Als Beispiel nennt der Autor das Almosenamt des Papstes.
„Das Almosenamt
des Papstes war für lange Zeit eine Ehreneinrichtung. Zwar gab es dieses Amt immer
und auch die Gelder, die dafür eingesetzt wurden. Der jetzige Heilige Vater hat wirklich
einen Fokus darauf gerichtet und dieses uralte Amt neu belegt, und ganz aktiv belebt.

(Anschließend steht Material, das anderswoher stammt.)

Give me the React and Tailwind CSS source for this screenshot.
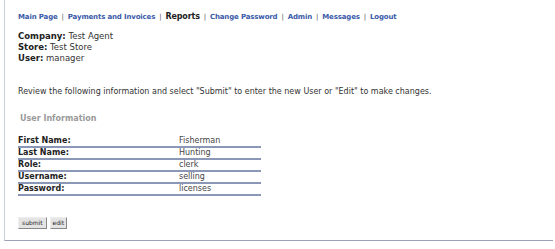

So dass der päpstliche Almosengeber nicht nur in Rom tätig ist: Er fährt nach Lampedusa
und an andere Orte und schaut nach, wo schnelle Hilfe geleistet werden kann.“
Ulrich
Nersinger ist bereits mit mehreren Büchern über den Vatikan hervorgetreten, die sich
alle durch breite Kenntnis und solide historische Recherche auch in entlegenen Quellen
auszeichnen. Darüber, dass er sein neuestes Werk Franziskus persönlich überreichen
durfte, freute er sich besonders.
„Ich fand es sehr schön, dass er dann
ganz plötzlich ins Deutsche wechselte. Ich habe ihm das Buch versucht, auf Italienisch
zu erklären, dann hat er selber gesagt, ah, der unbekannte Vatikan. Ich habe ihn darauf
hingewiesen, dass in dem Buch auch die neuen Initiativen, die er setzen möchte, enthalten
sind, und dann kam er darauf, dass er hoffe, das könne auch realisiert werden!”
Ulrich
Nersinger: „Der unbekannte Vatikan. Media Maria Verlag, Preis: rund 19 Euro.